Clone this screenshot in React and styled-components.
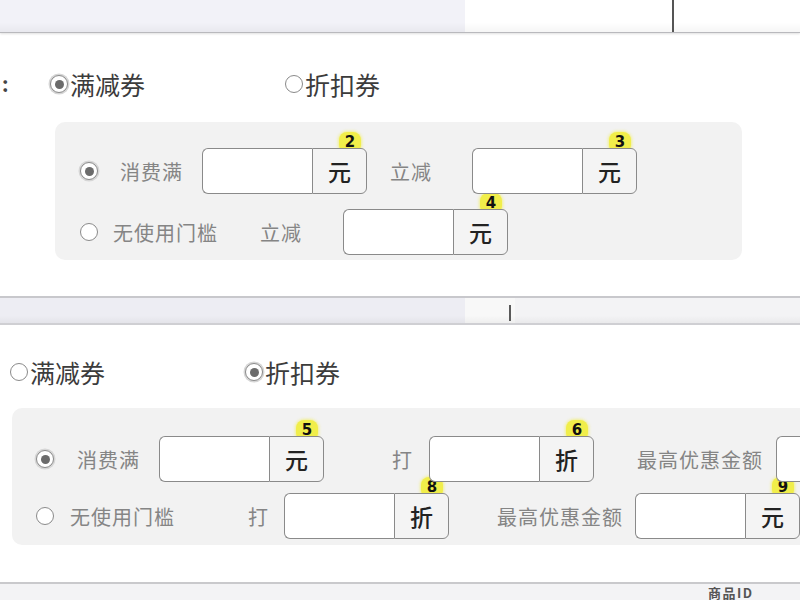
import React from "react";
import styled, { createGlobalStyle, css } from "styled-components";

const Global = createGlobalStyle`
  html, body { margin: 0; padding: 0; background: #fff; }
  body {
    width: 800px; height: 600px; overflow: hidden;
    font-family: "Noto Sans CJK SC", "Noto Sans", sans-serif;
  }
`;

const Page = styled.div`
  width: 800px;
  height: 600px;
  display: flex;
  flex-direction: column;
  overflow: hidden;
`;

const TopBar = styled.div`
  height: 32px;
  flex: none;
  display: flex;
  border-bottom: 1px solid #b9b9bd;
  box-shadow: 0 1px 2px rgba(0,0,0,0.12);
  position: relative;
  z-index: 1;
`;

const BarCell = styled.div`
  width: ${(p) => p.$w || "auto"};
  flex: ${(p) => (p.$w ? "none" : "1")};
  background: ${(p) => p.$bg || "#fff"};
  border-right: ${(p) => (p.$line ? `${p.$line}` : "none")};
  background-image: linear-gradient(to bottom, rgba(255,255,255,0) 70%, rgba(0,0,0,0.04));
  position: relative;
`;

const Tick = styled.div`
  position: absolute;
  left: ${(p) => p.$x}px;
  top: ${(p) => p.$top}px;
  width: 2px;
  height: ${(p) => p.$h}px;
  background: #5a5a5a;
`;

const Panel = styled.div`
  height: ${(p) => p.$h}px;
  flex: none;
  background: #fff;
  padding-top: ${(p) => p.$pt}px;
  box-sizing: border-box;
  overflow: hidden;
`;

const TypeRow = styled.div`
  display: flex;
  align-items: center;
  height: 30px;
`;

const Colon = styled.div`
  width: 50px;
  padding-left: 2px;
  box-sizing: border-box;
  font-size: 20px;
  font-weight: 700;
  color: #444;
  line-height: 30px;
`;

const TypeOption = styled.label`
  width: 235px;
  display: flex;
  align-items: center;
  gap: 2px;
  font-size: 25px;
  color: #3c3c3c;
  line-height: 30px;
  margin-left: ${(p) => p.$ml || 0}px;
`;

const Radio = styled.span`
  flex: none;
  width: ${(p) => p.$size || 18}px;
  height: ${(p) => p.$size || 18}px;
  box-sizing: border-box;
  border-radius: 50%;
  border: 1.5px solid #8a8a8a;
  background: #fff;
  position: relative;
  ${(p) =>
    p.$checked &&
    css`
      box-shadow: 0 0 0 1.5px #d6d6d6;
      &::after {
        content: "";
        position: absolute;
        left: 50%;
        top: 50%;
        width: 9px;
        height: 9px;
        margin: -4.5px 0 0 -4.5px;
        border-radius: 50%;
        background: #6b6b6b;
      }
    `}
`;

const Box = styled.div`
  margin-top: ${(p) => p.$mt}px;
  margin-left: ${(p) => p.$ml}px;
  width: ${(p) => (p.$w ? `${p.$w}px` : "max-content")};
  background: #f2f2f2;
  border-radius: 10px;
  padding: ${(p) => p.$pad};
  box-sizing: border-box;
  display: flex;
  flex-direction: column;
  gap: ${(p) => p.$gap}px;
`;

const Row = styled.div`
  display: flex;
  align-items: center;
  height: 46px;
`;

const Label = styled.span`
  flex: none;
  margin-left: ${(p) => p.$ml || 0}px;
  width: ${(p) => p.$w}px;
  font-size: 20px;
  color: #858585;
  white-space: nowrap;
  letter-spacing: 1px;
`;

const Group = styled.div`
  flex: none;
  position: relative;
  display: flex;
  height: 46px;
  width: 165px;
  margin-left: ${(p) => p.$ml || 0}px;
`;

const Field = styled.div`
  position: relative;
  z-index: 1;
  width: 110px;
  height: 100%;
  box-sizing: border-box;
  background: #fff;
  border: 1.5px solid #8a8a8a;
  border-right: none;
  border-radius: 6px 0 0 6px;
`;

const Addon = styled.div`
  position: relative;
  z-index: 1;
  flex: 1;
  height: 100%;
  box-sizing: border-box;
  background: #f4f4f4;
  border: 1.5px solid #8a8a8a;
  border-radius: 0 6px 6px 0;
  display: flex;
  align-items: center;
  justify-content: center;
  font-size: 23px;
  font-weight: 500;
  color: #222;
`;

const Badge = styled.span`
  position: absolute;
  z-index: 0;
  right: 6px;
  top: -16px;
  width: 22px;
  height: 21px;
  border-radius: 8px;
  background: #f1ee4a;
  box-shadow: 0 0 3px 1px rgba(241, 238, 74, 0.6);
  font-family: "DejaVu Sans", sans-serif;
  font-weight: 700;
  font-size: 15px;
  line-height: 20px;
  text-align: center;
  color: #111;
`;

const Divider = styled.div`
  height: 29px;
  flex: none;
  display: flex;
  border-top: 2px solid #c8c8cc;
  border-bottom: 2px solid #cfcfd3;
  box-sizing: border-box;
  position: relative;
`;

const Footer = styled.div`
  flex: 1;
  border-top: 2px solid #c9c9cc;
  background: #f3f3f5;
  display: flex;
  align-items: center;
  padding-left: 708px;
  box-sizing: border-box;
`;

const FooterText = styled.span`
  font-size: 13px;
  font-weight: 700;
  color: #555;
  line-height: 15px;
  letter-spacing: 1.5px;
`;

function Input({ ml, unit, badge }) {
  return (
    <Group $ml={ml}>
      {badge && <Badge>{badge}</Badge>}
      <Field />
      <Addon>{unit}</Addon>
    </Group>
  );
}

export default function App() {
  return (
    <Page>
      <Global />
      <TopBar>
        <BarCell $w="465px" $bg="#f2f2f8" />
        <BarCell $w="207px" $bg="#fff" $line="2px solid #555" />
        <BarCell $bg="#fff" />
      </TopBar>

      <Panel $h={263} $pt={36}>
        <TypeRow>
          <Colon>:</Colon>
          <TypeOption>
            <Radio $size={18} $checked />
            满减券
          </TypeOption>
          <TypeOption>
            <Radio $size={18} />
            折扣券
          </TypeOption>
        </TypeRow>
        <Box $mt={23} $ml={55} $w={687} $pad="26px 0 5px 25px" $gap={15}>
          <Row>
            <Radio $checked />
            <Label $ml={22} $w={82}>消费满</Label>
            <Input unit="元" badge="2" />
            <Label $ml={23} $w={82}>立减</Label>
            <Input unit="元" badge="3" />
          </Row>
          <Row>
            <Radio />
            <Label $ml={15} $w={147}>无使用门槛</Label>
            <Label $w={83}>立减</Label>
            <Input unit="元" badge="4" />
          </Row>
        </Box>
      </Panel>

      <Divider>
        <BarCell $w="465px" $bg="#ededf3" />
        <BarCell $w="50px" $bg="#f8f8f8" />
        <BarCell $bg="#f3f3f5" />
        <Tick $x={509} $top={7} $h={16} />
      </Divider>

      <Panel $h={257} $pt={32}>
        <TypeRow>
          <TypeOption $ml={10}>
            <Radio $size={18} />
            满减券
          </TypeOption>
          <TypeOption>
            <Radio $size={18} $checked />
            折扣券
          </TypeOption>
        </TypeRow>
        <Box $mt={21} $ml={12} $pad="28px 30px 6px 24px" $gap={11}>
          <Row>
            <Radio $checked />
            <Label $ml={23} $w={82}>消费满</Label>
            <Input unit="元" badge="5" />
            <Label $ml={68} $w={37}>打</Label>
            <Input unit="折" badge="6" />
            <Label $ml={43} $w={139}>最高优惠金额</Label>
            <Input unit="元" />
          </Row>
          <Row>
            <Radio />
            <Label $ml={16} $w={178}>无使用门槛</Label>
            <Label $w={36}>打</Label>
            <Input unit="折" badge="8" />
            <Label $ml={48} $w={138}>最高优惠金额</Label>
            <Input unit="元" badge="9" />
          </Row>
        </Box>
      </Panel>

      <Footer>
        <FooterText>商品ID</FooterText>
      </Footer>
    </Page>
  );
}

--*--

What is expected: Pull out each line holding the string "React".

Answer for this exercise:
Clone this screenshot in React and styled-components.
import React from "react";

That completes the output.